Records for processing »
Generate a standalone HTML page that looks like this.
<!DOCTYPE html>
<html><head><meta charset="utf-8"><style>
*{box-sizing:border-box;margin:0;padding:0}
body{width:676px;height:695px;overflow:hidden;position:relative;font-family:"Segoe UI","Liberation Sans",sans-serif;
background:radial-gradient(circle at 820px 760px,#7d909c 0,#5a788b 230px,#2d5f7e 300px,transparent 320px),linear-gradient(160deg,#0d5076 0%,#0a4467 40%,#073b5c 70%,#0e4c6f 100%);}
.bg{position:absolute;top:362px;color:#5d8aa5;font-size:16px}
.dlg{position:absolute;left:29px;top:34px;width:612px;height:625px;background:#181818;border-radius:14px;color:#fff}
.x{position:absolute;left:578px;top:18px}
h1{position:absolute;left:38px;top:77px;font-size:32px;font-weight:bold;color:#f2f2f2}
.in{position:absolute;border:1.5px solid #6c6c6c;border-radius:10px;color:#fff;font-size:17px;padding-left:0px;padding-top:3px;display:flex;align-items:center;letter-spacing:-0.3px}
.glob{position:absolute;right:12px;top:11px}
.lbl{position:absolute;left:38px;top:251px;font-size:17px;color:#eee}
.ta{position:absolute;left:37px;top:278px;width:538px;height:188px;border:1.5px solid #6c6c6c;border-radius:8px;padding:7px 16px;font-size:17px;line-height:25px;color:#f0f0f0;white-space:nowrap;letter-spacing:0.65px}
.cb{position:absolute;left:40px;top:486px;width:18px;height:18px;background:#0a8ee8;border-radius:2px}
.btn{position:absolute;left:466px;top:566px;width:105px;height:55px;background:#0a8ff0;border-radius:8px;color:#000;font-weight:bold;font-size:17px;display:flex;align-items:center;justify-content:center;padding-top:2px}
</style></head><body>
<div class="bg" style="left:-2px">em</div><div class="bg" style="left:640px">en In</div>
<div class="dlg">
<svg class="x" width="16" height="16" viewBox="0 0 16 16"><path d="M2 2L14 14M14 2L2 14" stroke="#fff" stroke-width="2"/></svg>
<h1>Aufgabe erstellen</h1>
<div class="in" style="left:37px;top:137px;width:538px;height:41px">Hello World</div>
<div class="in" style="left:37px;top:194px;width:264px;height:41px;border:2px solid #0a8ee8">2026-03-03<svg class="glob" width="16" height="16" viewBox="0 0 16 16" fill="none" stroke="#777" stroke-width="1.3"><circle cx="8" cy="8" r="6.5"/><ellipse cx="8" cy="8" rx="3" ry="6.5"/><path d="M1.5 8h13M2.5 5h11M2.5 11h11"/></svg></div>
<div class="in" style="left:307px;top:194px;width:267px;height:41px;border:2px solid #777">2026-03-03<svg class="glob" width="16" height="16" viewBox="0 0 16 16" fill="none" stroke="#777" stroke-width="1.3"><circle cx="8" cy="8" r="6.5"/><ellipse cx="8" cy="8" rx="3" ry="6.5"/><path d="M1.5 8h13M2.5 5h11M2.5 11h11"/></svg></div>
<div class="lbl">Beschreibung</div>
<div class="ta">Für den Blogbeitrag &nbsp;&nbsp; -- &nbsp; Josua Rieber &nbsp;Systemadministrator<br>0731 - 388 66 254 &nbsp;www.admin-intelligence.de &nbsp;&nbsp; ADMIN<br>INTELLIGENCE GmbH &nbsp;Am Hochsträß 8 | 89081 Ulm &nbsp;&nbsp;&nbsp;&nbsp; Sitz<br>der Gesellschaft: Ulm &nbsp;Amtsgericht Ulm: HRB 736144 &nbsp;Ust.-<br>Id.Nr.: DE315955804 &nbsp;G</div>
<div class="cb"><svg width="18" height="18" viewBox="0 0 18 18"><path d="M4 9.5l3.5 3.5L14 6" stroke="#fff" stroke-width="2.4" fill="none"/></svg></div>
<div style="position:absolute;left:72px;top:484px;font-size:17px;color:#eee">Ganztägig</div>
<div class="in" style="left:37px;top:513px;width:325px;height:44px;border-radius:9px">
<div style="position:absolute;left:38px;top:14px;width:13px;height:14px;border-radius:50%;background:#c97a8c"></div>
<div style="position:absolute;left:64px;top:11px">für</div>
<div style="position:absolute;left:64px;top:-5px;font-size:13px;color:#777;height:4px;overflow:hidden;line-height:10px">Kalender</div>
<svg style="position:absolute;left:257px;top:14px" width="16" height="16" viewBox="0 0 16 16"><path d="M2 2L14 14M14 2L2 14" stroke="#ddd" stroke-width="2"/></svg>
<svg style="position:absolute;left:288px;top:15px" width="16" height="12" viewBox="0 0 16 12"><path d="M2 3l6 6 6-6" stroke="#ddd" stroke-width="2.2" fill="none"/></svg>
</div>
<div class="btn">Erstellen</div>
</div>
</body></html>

...

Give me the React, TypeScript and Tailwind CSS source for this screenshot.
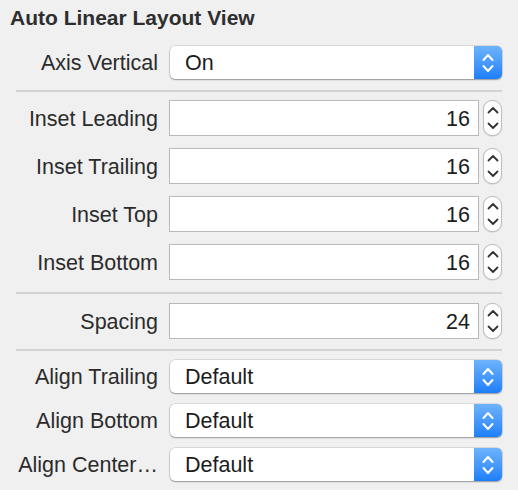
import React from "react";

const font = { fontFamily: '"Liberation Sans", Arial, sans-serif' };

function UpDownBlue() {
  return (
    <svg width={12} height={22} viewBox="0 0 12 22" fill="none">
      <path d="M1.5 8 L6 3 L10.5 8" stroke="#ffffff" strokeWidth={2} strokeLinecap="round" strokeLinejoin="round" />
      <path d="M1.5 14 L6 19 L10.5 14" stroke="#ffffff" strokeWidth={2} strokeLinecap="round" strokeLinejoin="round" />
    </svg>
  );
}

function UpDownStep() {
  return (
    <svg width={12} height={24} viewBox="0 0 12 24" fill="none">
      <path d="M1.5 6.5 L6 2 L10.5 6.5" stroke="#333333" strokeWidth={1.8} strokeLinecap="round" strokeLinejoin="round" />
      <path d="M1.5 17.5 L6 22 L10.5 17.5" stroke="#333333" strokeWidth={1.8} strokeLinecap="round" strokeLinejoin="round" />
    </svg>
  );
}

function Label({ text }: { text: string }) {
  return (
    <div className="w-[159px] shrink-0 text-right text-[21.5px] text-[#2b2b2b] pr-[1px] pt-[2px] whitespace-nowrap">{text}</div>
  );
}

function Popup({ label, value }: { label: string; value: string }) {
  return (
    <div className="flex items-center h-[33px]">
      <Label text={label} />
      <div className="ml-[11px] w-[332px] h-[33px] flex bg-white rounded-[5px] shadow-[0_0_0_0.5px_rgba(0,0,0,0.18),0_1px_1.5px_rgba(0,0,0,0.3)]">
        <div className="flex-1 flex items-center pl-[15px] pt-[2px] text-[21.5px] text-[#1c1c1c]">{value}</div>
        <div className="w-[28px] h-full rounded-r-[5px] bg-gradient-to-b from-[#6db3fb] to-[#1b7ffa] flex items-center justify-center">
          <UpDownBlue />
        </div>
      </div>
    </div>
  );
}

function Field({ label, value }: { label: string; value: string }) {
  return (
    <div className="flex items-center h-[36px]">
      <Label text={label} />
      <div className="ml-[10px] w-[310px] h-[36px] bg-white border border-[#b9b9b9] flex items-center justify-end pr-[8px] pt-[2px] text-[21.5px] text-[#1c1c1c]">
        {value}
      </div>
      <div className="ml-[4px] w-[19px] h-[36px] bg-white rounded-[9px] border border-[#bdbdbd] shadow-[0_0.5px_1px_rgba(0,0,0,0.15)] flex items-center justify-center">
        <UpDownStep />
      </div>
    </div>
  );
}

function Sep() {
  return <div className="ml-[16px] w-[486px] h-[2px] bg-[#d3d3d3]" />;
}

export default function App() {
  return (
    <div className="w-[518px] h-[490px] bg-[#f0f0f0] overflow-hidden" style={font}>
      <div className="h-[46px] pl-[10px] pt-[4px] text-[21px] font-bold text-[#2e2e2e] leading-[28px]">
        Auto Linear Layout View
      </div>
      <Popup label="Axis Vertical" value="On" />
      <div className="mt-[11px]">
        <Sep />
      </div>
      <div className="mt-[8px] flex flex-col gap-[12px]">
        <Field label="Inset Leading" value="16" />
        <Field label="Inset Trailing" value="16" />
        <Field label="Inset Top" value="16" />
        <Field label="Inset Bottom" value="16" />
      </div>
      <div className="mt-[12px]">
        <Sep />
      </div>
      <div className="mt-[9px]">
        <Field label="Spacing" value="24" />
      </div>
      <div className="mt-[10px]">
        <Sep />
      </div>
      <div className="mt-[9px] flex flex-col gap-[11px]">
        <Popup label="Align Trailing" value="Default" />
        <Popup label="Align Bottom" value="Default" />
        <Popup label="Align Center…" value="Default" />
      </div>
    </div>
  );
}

Requirement » Collect each line containing the string "this".

Answer for the task »
Generate a standalone HTML page that looks like this.
Give me the React, TypeScript and Tailwind CSS source for this screenshot.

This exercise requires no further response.